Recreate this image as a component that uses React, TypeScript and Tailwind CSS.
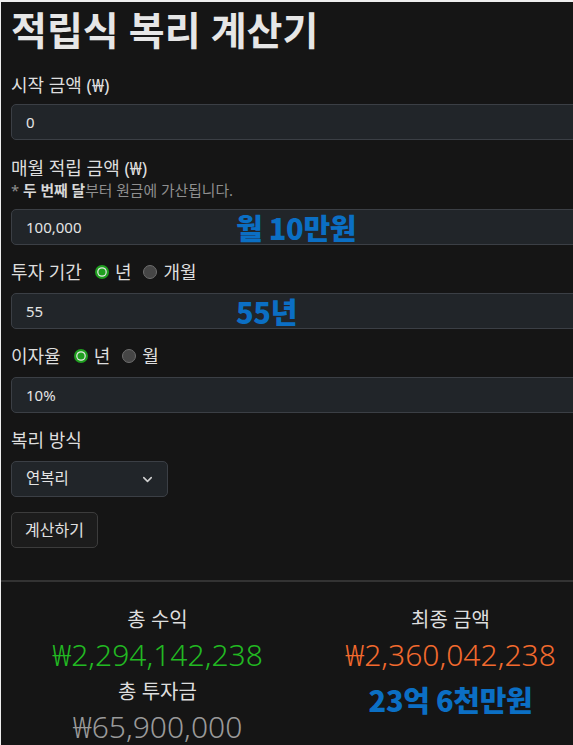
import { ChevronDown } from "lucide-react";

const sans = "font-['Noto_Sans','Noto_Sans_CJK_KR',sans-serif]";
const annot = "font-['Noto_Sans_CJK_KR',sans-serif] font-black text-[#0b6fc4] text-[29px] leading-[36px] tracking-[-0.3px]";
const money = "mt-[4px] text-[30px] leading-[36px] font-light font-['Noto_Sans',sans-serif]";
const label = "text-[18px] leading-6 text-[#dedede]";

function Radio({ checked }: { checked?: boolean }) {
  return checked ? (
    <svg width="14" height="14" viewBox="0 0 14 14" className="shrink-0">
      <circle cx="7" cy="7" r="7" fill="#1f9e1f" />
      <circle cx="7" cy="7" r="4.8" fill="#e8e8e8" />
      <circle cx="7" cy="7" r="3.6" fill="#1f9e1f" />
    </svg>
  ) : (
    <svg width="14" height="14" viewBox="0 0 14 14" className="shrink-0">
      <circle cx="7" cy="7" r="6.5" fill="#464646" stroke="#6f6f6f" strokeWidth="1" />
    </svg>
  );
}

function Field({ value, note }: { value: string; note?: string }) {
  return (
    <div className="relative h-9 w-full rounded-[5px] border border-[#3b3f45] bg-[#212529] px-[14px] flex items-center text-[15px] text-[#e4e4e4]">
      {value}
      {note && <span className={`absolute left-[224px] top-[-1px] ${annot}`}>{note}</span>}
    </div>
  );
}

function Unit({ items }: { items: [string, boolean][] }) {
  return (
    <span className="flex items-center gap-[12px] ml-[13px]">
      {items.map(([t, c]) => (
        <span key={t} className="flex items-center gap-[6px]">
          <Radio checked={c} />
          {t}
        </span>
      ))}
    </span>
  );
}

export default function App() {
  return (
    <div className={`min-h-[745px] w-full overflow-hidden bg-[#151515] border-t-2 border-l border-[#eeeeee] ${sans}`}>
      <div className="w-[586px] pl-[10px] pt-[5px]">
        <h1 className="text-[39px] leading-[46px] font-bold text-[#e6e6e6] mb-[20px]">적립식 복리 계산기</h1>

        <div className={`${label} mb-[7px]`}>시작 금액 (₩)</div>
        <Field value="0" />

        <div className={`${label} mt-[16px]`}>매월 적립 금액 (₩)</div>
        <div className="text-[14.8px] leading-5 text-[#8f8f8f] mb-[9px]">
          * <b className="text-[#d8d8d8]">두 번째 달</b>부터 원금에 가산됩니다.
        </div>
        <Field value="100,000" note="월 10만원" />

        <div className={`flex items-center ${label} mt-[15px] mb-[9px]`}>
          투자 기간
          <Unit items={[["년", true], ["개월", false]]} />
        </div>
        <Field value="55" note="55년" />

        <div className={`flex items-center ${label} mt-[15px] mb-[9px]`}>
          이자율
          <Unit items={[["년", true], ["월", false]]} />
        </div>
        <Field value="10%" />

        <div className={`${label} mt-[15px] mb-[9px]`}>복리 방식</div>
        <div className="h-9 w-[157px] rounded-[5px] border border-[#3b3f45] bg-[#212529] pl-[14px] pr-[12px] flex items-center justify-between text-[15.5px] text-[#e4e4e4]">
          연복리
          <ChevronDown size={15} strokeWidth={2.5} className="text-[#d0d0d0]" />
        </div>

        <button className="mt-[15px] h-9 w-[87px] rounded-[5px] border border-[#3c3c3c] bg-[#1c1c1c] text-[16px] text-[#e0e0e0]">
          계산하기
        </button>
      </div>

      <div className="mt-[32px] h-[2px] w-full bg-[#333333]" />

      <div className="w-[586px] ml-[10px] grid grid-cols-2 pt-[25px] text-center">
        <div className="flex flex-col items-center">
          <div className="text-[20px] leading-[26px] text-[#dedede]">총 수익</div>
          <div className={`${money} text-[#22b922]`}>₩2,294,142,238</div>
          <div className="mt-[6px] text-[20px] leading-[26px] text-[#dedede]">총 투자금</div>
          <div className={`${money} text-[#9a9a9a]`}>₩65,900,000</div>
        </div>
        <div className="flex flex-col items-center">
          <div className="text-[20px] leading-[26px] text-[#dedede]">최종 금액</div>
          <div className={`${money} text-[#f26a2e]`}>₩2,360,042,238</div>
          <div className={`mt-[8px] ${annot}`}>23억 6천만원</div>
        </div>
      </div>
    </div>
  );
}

DESCRIPTION OF THE TASK: Each line above is to be copied verbatim. Drop any image from the copy.

ANSWER TO THIS PROBLEM:
Recreate this image as a component that uses React, TypeScript and Tailwind CSS.
import { ChevronDown } from "lucide-react";

const sans = "font-['Noto_Sans','Noto_Sans_CJK_KR',sans-serif]";
const annot = "font-['Noto_Sans_CJK_KR',sans-serif] font-black text-[#0b6fc4] text-[29px] leading-[36px] tracking-[-0.3px]";
const money = "mt-[4px] text-[30px] leading-[36px] font-light font-['Noto_Sans',sans-serif]";
const label = "text-[18px] leading-6 text-[#dedede]";

function Radio({ checked }: { checked?: boolean }) {
  return checked ? (
    <svg width="14" height="14" viewBox="0 0 14 14" className="shrink-0">
      <circle cx="7" cy="7" r="7" fill="#1f9e1f" />
      <circle cx="7" cy="7" r="4.8" fill="#e8e8e8" />
      <circle cx="7" cy="7" r="3.6" fill="#1f9e1f" />
    </svg>
  ) : (
    <svg width="14" height="14" viewBox="0 0 14 14" className="shrink-0">
      <circle cx="7" cy="7" r="6.5" fill="#464646" stroke="#6f6f6f" strokeWidth="1" />
    </svg>
  );
}

function Field({ value, note }: { value: string; note?: string }) {
  return (
    <div className="relative h-9 w-full rounded-[5px] border border-[#3b3f45] bg-[#212529] px-[14px] flex items-center text-[15px] text-[#e4e4e4]">
      {value}
      {note && <span className={`absolute left-[224px] top-[-1px] ${annot}`}>{note}</span>}
    </div>
  );
}

function Unit({ items }: { items: [string, boolean][] }) {
  return (
    <span className="flex items-center gap-[12px] ml-[13px]">
      {items.map(([t, c]) => (
        <span key={t} className="flex items-center gap-[6px]">
          <Radio checked={c} />
          {t}
        </span>
      ))}
    </span>
  );
}

export default function App() {
  return (
    <div className={`min-h-[745px] w-full overflow-hidden bg-[#151515] border-t-2 border-l border-[#eeeeee] ${sans}`}>
      <div className="w-[586px] pl-[10px] pt-[5px]">
        <h1 className="text-[39px] leading-[46px] font-bold text-[#e6e6e6] mb-[20px]">적립식 복리 계산기</h1>

        <div className={`${label} mb-[7px]`}>시작 금액 (₩)</div>
        <Field value="0" />

        <div className={`${label} mt-[16px]`}>매월 적립 금액 (₩)</div>
        <div className="text-[14.8px] leading-5 text-[#8f8f8f] mb-[9px]">
          * <b className="text-[#d8d8d8]">두 번째 달</b>부터 원금에 가산됩니다.
        </div>
        <Field value="100,000" note="월 10만원" />

        <div className={`flex items-center ${label} mt-[15px] mb-[9px]`}>
          투자 기간
          <Unit items={[["년", true], ["개월", false]]} />
        </div>
        <Field value="55" note="55년" />

        <div className={`flex items-center ${label} mt-[15px] mb-[9px]`}>
          이자율
          <Unit items={[["년", true], ["월", false]]} />
        </div>
        <Field value="10%" />

        <div className={`${label} mt-[15px] mb-[9px]`}>복리 방식</div>
        <div className="h-9 w-[157px] rounded-[5px] border border-[#3b3f45] bg-[#212529] pl-[14px] pr-[12px] flex items-center justify-between text-[15.5px] text-[#e4e4e4]">
          연복리
          <ChevronDown size={15} strokeWidth={2.5} className="text-[#d0d0d0]" />
        </div>

        <button className="mt-[15px] h-9 w-[87px] rounded-[5px] border border-[#3c3c3c] bg-[#1c1c1c] text-[16px] text-[#e0e0e0]">
          계산하기
        </button>
      </div>

      <div className="mt-[32px] h-[2px] w-full bg-[#333333]" />

      <div className="w-[586px] ml-[10px] grid grid-cols-2 pt-[25px] text-center">
        <div className="flex flex-col items-center">
          <div className="text-[20px] leading-[26px] text-[#dedede]">총 수익</div>
          <div className={`${money} text-[#22b922]`}>₩2,294,142,238</div>
          <div className="mt-[6px] text-[20px] leading-[26px] text-[#dedede]">총 투자금</div>
          <div className={`${money} text-[#9a9a9a]`}>₩65,900,000</div>
        </div>
        <div className="flex flex-col items-center">
          <div className="text-[20px] leading-[26px] text-[#dedede]">최종 금액</div>
          <div className={`${money} text-[#f26a2e]`}>₩2,360,042,238</div>
          <div className={`mt-[8px] ${annot}`}>23억 6천만원</div>
        </div>
      </div>
    </div>
  );
}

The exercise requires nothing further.